The Myspace Gig Scraper is a new tool to publish your Myspace gig listings on your website.
I’ve been struggling for quite a while with the problem of synchronising gig listings between websites, and Myspace has always been a sticking point – they don’t provide any easy way of getting the listings in or out of their system.
So I’ve created a small set of scripts that scrapes your Myspace gig listings and displays them on your site (you can see it working on the Little Fish site). You still have to input the gigs on Myspace, but at least you don’t have to duplicate your efforts.
The Myspace Gig Scraper is hosted on GitHub, which means that other muso-geeks can take it and improve it. It’s free for anyone to install on their server and tinker with, but you’ll need a little bit of technical knowledge to get it up and running. I’m hoping to make it easier in the future.
As promised in my last quick post, here are the videos we took when we supported Them Crooked Vultures (Dave Grohl’s supergroup) at the Albert Hall last week (if you’re in a hurry or you just want to see the Little Fish set (in front of a HUGE screen) jump to Part 4):
@Joff_Brown : Has fallen in love with the lead singer of little fish tonight. Oh and them crooked vultures were absolutely breathtaking. Dave grohl = king
It’s been a busy week. I played a load of gigs, and ended up on the BBC.
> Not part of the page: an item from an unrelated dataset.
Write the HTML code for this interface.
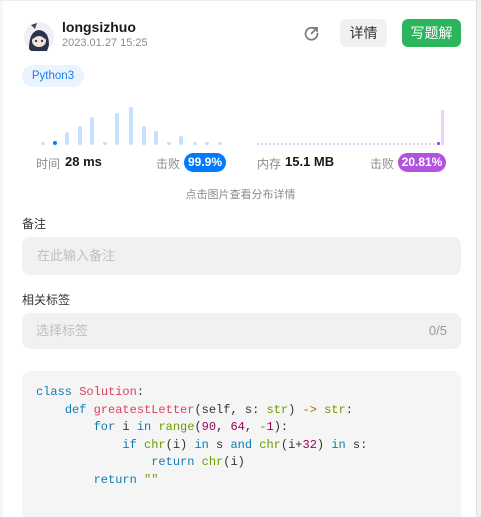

I got back from playing the Little Fish gig in Manchester at about 4:30am on Sunday, and by 2pm I was down in the Half Moon warming up for a Troubadour set as part of James Bell‘s rather excellent Offshoot festival. I revived 12×12 and played some of my more folksy numbers (Hugh F-W, Already Know, some of the Tweet Suite) before finishing with a particularly gruff rendition of How Come My Dog Don’t Bark When You Come Around, my favourite Dr John song.
The Twitter song on the BBC World Service
In the evening I was playing some piano with Jooles from Little Fish at the Holywell Music Rooms (another Offshoot event). As we were setting up I got a call from the lovely Chris Vallance asking if he could use the Twitter song for a BBC World Service piece. I’m still quite pleasantly surprised that people contact me about using the song in podcasts, radio shows, presentations and lessons.
Like a proud parent I’m glad that something I created has done well for itself, and like an errant child the Twitter song calls home every once in a while to let me know what it’s up to. So (like an unwanted and slightly braggy Christmas family newsletter) here’s the bit of World Service radio with the Twitter song on it. It’s less than five minutes, and worth a listen even if I wasn’t on it. ;)
Little Fish on the BBC home page
And as if that wasn’t enough, I ended up making an appearance on the BBC home page on Monday. A tiny, badly lit part of a video of me playing Hammond behind Juju and Nez, but an appearance nonetheless. It was a video that BBC took of Little Fish playing the Radiohead song Just at the Oxford gig last Saturday. It was a classic BBC mix (loads of vocal, everything else dry and flat), but they filmed it on three cameras and it looked pretty cool.
The video seems to have disappeared off the BBC Oxford site since it was on the front page, but I recorded it while it was up so I could always sneakily post it somewhere…
In a bizarre twist of fate I’ve ended up playing Hammond organ for Little Fish. This is a good thing. Little Fish rocks, I love playing the Hammond and I get to play the Royal Albert Hall.
The backstory is rather convoluted, so I’ll try to keep it short. It begins at the Zodiac in 2001…
I went to see the Roadworks Songwriters Tour at the Zodiac. There was a guy called Jont who was great and wore no shoes. I went to his monthly gig at the 12-Bar Club a few times and drank a lot of tequila.
Last year Jont put together a band he likes to call The Infinite Possibility (a 7-piece with bass, electric guitar, pedal steel, piano, backing vocals, percussion and my brother on drums) and we recorded an album, produced by Nigel of Bermondsey. A couple of weeks ago we were down at Rotator rehearsing for a final recording session (Jont wrote a new song that’s going on the album). JuJu from Little Fish turned up to sing some vocals on the new track. It turns out she had been looking for a Hammond player for almost a year, and I’m a Hammond player.
And now we’re supporting Them Crooked Vultures
It’s slightly insane. In a couple of weeks I’ll be sitting behind a beautiful Hammond XK-3 and staring wide-eyed past JuJu with her 50s Gibson and Nez with his immaculately tuned drum kit, into a 3-storey sea of Them Crooked Vultures fans. Not bad for a Monday night.